Retype the whole listing, please, keeping every line exact and dropping the pictures.

__Provided material__.
[start]

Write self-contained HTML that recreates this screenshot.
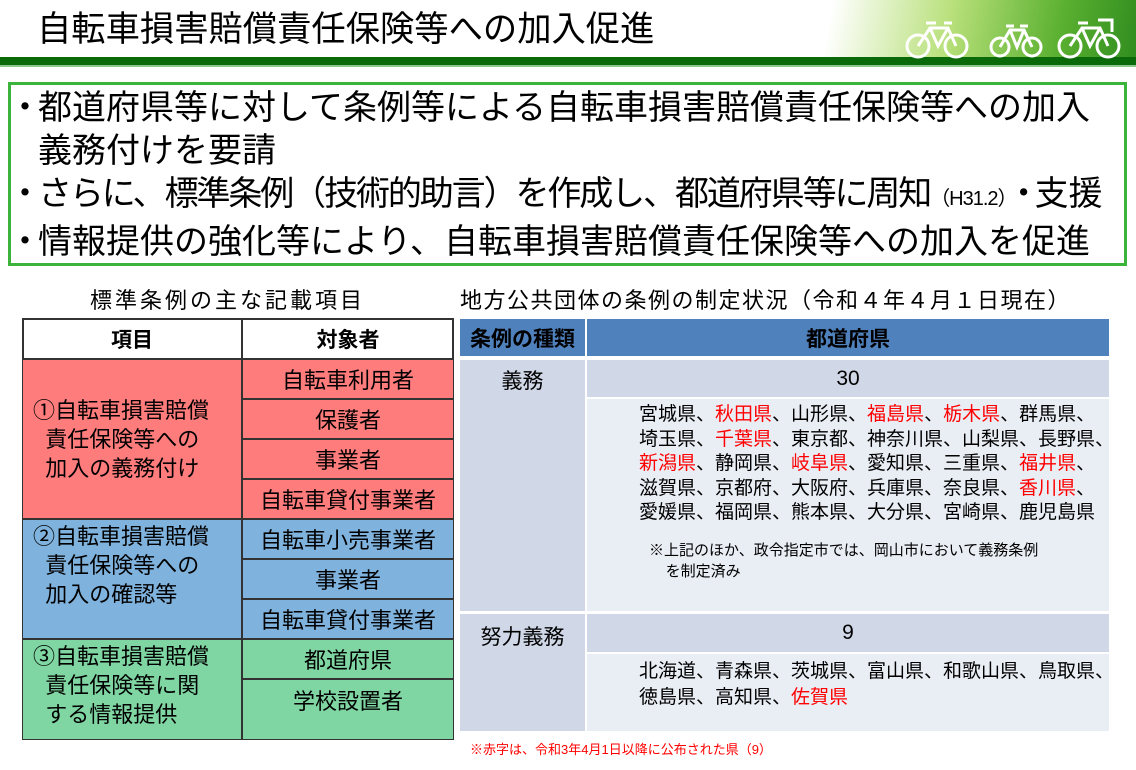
<!DOCTYPE html>
<html><head><meta charset="utf-8"><style>
body{margin:0;width:1136px;height:770px;background:#fff;position:relative;overflow:hidden;font-family:"Liberation Sans","Noto Sans CJK JP",sans-serif;color:#000}
.a{position:absolute;white-space:nowrap}
.c{position:absolute;display:flex;align-items:center;justify-content:center;box-sizing:border-box;text-align:center}
.b{display:inline-block;width:18px;overflow:visible}
.b i{position:relative;left:-12px;font-style:normal}
</style></head><body>
<div class="a" style="left:0;top:0;width:1136px;height:58px;background:linear-gradient(100deg,#fff 0,#fff 820px,#b8e07a 940px,#5ab030 1050px,#2d8a1e 1136px)"></div>
<div class="a" style="left:37px;top:8px;font-size:35px;line-height:44px;transform-origin:left;transform:scaleX(0.98)">自転車損害賠償責任保険等への加入促進</div>
<div class="a" style="left:0;top:57px;width:1136px;height:8px;background:#0a6a0a"></div>
<div class="a" style="left:0;top:65px;width:1136px;height:2px;background:#8cc88c"></div>
<svg class="a" style="left:900px;top:14px" width="232" height="46" viewBox="0 0 232 46" fill="none" stroke="#fff" stroke-width="3">
<circle cx="18" cy="32" r="11"/><circle cx="56" cy="32" r="11"/><path d="M18 32 L30 14 L48 14 L56 32 M30 14 L38 32 L48 14 M26 9h10 M44 9h8"/>
<circle cx="100" cy="33" r="9"/><circle cx="132" cy="33" r="9"/><path d="M100 33 L110 16 L124 16 L132 33 M110 16 L117 33 L124 16 M106 12h8 M120 12h8"/>
<circle cx="170" cy="32" r="11"/><circle cx="208" cy="32" r="11"/><path d="M170 32 L182 14 L200 14 L208 32 M182 14 L190 32 L200 14 M198 6h14 v12 M178 9h10"/>
</svg>
<div class="a" style="left:8px;top:82px;width:1113px;height:178px;border:3px solid #3cb43c"></div>
<div class="a" style="left:20px;top:87px;font-size:34px;line-height:43px"><span class="b"><i>・</i></span>都道府県等に対して条例等による自転車損害賠償責任保険等への加入<br><span class="b"></span>義務付けを要請<br><span class="b"><i>・</i></span><span style="letter-spacing:-2.1px">さらに、標準条例（技術的助言）を作成し、都道府県等に周知</span><span style="font-size:20px;letter-spacing:-1px">（H31.2）</span><span style="letter-spacing:-6px">・</span>支援<br><span class="b"><i>・</i></span>情報提供の強化等により、自転車損害賠償責任保険等への加入を促進</div>
<div class="a" style="left:90px;top:283px;font-size:22px;letter-spacing:3px">標準条例の主な記載項目</div>
<div class="a" style="left:460px;top:283px;font-size:22px;letter-spacing:1.5px">地方公共団体の条例の制定状況（令和４年４月１日現在）</div>
<div class="a" style="left:22px;top:318px;width:432px;height:422px;border:2px solid #333;box-sizing:border-box"></div>
<div class="c" style="left:22px;top:318px;width:220px;height:41px;border:1px solid #333;font-weight:bold;font-size:21px">項目</div>
<div class="c" style="left:242px;top:318px;width:212px;height:41px;border:1px solid #333;font-weight:bold;font-size:21px">対象者</div>
<div class="a" style="left:22px;top:359px;width:220px;height:160px;background:#ff7c7c;border:1px solid #333;box-sizing:border-box;font-size:22px;line-height:29px;padding:36px 0 0 10px">①自転車損害賠償<br>&nbsp;&nbsp;責任保険等への<br>&nbsp;&nbsp;加入の義務付け</div>
<div class="a" style="left:22px;top:519px;width:220px;height:120px;background:#7fb2dc;border:1px solid #333;box-sizing:border-box;font-size:22px;line-height:29px;padding:2px 0 0 10px">②自転車損害賠償<br>&nbsp;&nbsp;責任保険等への<br>&nbsp;&nbsp;加入の確認等</div>
<div class="a" style="left:22px;top:639px;width:220px;height:101px;background:#7fd6a2;border:1px solid #333;box-sizing:border-box;font-size:22px;line-height:29px;padding:2px 0 0 10px">③自転車損害賠償<br>&nbsp;&nbsp;責任保険等に関<br>&nbsp;&nbsp;する情報提供</div>
<div class="c" style="left:242px;top:359px;width:212px;height:40px;background:#ff7c7c;border:1px solid #333;font-size:22px">自転車利用者</div>
<div class="c" style="left:242px;top:399px;width:212px;height:40px;background:#ff7c7c;border:1px solid #333;font-size:22px">保護者</div>
<div class="c" style="left:242px;top:439px;width:212px;height:40px;background:#ff7c7c;border:1px solid #333;font-size:22px">事業者</div>
<div class="c" style="left:242px;top:479px;width:212px;height:40px;background:#ff7c7c;border:1px solid #333;font-size:22px">自転車貸付事業者</div>
<div class="c" style="left:242px;top:519px;width:212px;height:40px;background:#7fb2dc;border:1px solid #333;font-size:22px">自転車小売事業者</div>
<div class="c" style="left:242px;top:559px;width:212px;height:40px;background:#7fb2dc;border:1px solid #333;font-size:22px">事業者</div>
<div class="c" style="left:242px;top:599px;width:212px;height:40px;background:#7fb2dc;border:1px solid #333;font-size:22px">自転車貸付事業者</div>
<div class="c" style="left:242px;top:639px;width:212px;height:40px;background:#7fd6a2;border:1px solid #333;font-size:22px">都道府県</div>
<div class="a" style="left:242px;top:679px;width:212px;height:61px;background:#7fd6a2;border:1px solid #333;box-sizing:border-box;font-size:22px;text-align:center;padding-top:4px">学校設置者</div>
<div class="c" style="left:460px;top:319px;width:125px;height:37px;background:#4f81bd;font-weight:bold;font-size:21px">条例の種類</div>
<div class="c" style="left:587px;top:319px;width:522px;height:37px;background:#4f81bd;font-weight:bold;font-size:21px">都道府県</div>
<div class="a" style="left:460px;top:360px;width:125px;height:251px;background:#d0d8e8;font-size:21px;text-align:center;padding-top:5px;box-sizing:border-box">義務</div>
<div class="c" style="left:587px;top:360px;width:522px;height:37px;background:#d0d8e8;font-size:21px">30</div>
<div class="a" style="left:587px;top:399px;width:522px;height:212px;background:#e9edf4;box-sizing:border-box;padding:4px 0 0 52px;font-size:19px;line-height:24.5px">宮城県、<span style="color:#f00">秋田県</span>、山形県、<span style="color:#f00">福島県</span>、<span style="color:#f00">栃木県</span>、群馬県、<br>埼玉県、<span style="color:#f00">千葉県</span>、東京都、神奈川県、山梨県、長野県、<br><span style="color:#f00">新潟県</span>、静岡県、<span style="color:#f00">岐阜県</span>、愛知県、三重県、<span style="color:#f00">福井県</span>、<br>滋賀県、京都府、大阪府、兵庫県、奈良県、<span style="color:#f00">香川県</span>、<br>愛媛県、福岡県、熊本県、大分県、宮崎県、鹿児島県<div style="font-size:15px;line-height:21px;margin:14px 0 0 10px">※上記のほか、政令指定市では、岡山市において義務条例<br>&nbsp;&nbsp;&nbsp;&nbsp;を制定済み</div></div>
<div class="a" style="left:460px;top:614px;width:125px;height:117px;background:#d0d8e8;font-size:21px;text-align:center;padding-top:7px;box-sizing:border-box">努力義務</div>
<div class="c" style="left:587px;top:614px;width:522px;height:38px;background:#d0d8e8;font-size:21px">9</div>
<div class="a" style="left:587px;top:654px;width:522px;height:77px;background:#e9edf4;box-sizing:border-box;padding:5px 0 0 52px;font-size:19px;line-height:26px">北海道、青森県、茨城県、富山県、和歌山県、鳥取県、<br>徳島県、高知県、<span style="color:#f00">佐賀県</span></div>
<div class="a" style="left:470px;top:739px;font-size:13px;color:#f00">※赤字は、令和3年4月1日以降に公布された県（9）</div>
</body></html>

[end]

__Worked solution__.
Write self-contained HTML that recreates this screenshot.
<!DOCTYPE html>
<html><head><meta charset="utf-8"><style>
body{margin:0;width:1136px;height:770px;background:#fff;position:relative;overflow:hidden;font-family:"Liberation Sans","Noto Sans CJK JP",sans-serif;color:#000}
.a{position:absolute;white-space:nowrap}
.c{position:absolute;display:flex;align-items:center;justify-content:center;box-sizing:border-box;text-align:center}
.b{display:inline-block;width:18px;overflow:visible}
.b i{position:relative;left:-12px;font-style:normal}
</style></head><body>
<div class="a" style="left:0;top:0;width:1136px;height:58px;background:linear-gradient(100deg,#fff 0,#fff 820px,#b8e07a 940px,#5ab030 1050px,#2d8a1e 1136px)"></div>
<div class="a" style="left:37px;top:8px;font-size:35px;line-height:44px;transform-origin:left;transform:scaleX(0.98)">自転車損害賠償責任保険等への加入促進</div>
<div class="a" style="left:0;top:57px;width:1136px;height:8px;background:#0a6a0a"></div>
<div class="a" style="left:0;top:65px;width:1136px;height:2px;background:#8cc88c"></div>
<svg class="a" style="left:900px;top:14px" width="232" height="46" viewBox="0 0 232 46" fill="none" stroke="#fff" stroke-width="3">
<circle cx="18" cy="32" r="11"/><circle cx="56" cy="32" r="11"/><path d="M18 32 L30 14 L48 14 L56 32 M30 14 L38 32 L48 14 M26 9h10 M44 9h8"/>
<circle cx="100" cy="33" r="9"/><circle cx="132" cy="33" r="9"/><path d="M100 33 L110 16 L124 16 L132 33 M110 16 L117 33 L124 16 M106 12h8 M120 12h8"/>
<circle cx="170" cy="32" r="11"/><circle cx="208" cy="32" r="11"/><path d="M170 32 L182 14 L200 14 L208 32 M182 14 L190 32 L200 14 M198 6h14 v12 M178 9h10"/>
</svg>
<div class="a" style="left:8px;top:82px;width:1113px;height:178px;border:3px solid #3cb43c"></div>
<div class="a" style="left:20px;top:87px;font-size:34px;line-height:43px"><span class="b"><i>・</i></span>都道府県等に対して条例等による自転車損害賠償責任保険等への加入<br><span class="b"></span>義務付けを要請<br><span class="b"><i>・</i></span><span style="letter-spacing:-2.1px">さらに、標準条例（技術的助言）を作成し、都道府県等に周知</span><span style="font-size:20px;letter-spacing:-1px">（H31.2）</span><span style="letter-spacing:-6px">・</span>支援<br><span class="b"><i>・</i></span>情報提供の強化等により、自転車損害賠償責任保険等への加入を促進</div>
<div class="a" style="left:90px;top:283px;font-size:22px;letter-spacing:3px">標準条例の主な記載項目</div>
<div class="a" style="left:460px;top:283px;font-size:22px;letter-spacing:1.5px">地方公共団体の条例の制定状況（令和４年４月１日現在）</div>
<div class="a" style="left:22px;top:318px;width:432px;height:422px;border:2px solid #333;box-sizing:border-box"></div>
<div class="c" style="left:22px;top:318px;width:220px;height:41px;border:1px solid #333;font-weight:bold;font-size:21px">項目</div>
<div class="c" style="left:242px;top:318px;width:212px;height:41px;border:1px solid #333;font-weight:bold;font-size:21px">対象者</div>
<div class="a" style="left:22px;top:359px;width:220px;height:160px;background:#ff7c7c;border:1px solid #333;box-sizing:border-box;font-size:22px;line-height:29px;padding:36px 0 0 10px">①自転車損害賠償<br>&nbsp;&nbsp;責任保険等への<br>&nbsp;&nbsp;加入の義務付け</div>
<div class="a" style="left:22px;top:519px;width:220px;height:120px;background:#7fb2dc;border:1px solid #333;box-sizing:border-box;font-size:22px;line-height:29px;padding:2px 0 0 10px">②自転車損害賠償<br>&nbsp;&nbsp;責任保険等への<br>&nbsp;&nbsp;加入の確認等</div>
<div class="a" style="left:22px;top:639px;width:220px;height:101px;background:#7fd6a2;border:1px solid #333;box-sizing:border-box;font-size:22px;line-height:29px;padding:2px 0 0 10px">③自転車損害賠償<br>&nbsp;&nbsp;責任保険等に関<br>&nbsp;&nbsp;する情報提供</div>
<div class="c" style="left:242px;top:359px;width:212px;height:40px;background:#ff7c7c;border:1px solid #333;font-size:22px">自転車利用者</div>
<div class="c" style="left:242px;top:399px;width:212px;height:40px;background:#ff7c7c;border:1px solid #333;font-size:22px">保護者</div>
<div class="c" style="left:242px;top:439px;width:212px;height:40px;background:#ff7c7c;border:1px solid #333;font-size:22px">事業者</div>
<div class="c" style="left:242px;top:479px;width:212px;height:40px;background:#ff7c7c;border:1px solid #333;font-size:22px">自転車貸付事業者</div>
<div class="c" style="left:242px;top:519px;width:212px;height:40px;background:#7fb2dc;border:1px solid #333;font-size:22px">自転車小売事業者</div>
<div class="c" style="left:242px;top:559px;width:212px;height:40px;background:#7fb2dc;border:1px solid #333;font-size:22px">事業者</div>
<div class="c" style="left:242px;top:599px;width:212px;height:40px;background:#7fb2dc;border:1px solid #333;font-size:22px">自転車貸付事業者</div>
<div class="c" style="left:242px;top:639px;width:212px;height:40px;background:#7fd6a2;border:1px solid #333;font-size:22px">都道府県</div>
<div class="a" style="left:242px;top:679px;width:212px;height:61px;background:#7fd6a2;border:1px solid #333;box-sizing:border-box;font-size:22px;text-align:center;padding-top:4px">学校設置者</div>
<div class="c" style="left:460px;top:319px;width:125px;height:37px;background:#4f81bd;font-weight:bold;font-size:21px">条例の種類</div>
<div class="c" style="left:587px;top:319px;width:522px;height:37px;background:#4f81bd;font-weight:bold;font-size:21px">都道府県</div>
<div class="a" style="left:460px;top:360px;width:125px;height:251px;background:#d0d8e8;font-size:21px;text-align:center;padding-top:5px;box-sizing:border-box">義務</div>
<div class="c" style="left:587px;top:360px;width:522px;height:37px;background:#d0d8e8;font-size:21px">30</div>
<div class="a" style="left:587px;top:399px;width:522px;height:212px;background:#e9edf4;box-sizing:border-box;padding:4px 0 0 52px;font-size:19px;line-height:24.5px">宮城県、<span style="color:#f00">秋田県</span>、山形県、<span style="color:#f00">福島県</span>、<span style="color:#f00">栃木県</span>、群馬県、<br>埼玉県、<span style="color:#f00">千葉県</span>、東京都、神奈川県、山梨県、長野県、<br><span style="color:#f00">新潟県</span>、静岡県、<span style="color:#f00">岐阜県</span>、愛知県、三重県、<span style="color:#f00">福井県</span>、<br>滋賀県、京都府、大阪府、兵庫県、奈良県、<span style="color:#f00">香川県</span>、<br>愛媛県、福岡県、熊本県、大分県、宮崎県、鹿児島県<div style="font-size:15px;line-height:21px;margin:14px 0 0 10px">※上記のほか、政令指定市では、岡山市において義務条例<br>&nbsp;&nbsp;&nbsp;&nbsp;を制定済み</div></div>
<div class="a" style="left:460px;top:614px;width:125px;height:117px;background:#d0d8e8;font-size:21px;text-align:center;padding-top:7px;box-sizing:border-box">努力義務</div>
<div class="c" style="left:587px;top:614px;width:522px;height:38px;background:#d0d8e8;font-size:21px">9</div>
<div class="a" style="left:587px;top:654px;width:522px;height:77px;background:#e9edf4;box-sizing:border-box;padding:5px 0 0 52px;font-size:19px;line-height:26px">北海道、青森県、茨城県、富山県、和歌山県、鳥取県、<br>徳島県、高知県、<span style="color:#f00">佐賀県</span></div>
<div class="a" style="left:470px;top:739px;font-size:13px;color:#f00">※赤字は、令和3年4月1日以降に公布された県（9）</div>
</body></html>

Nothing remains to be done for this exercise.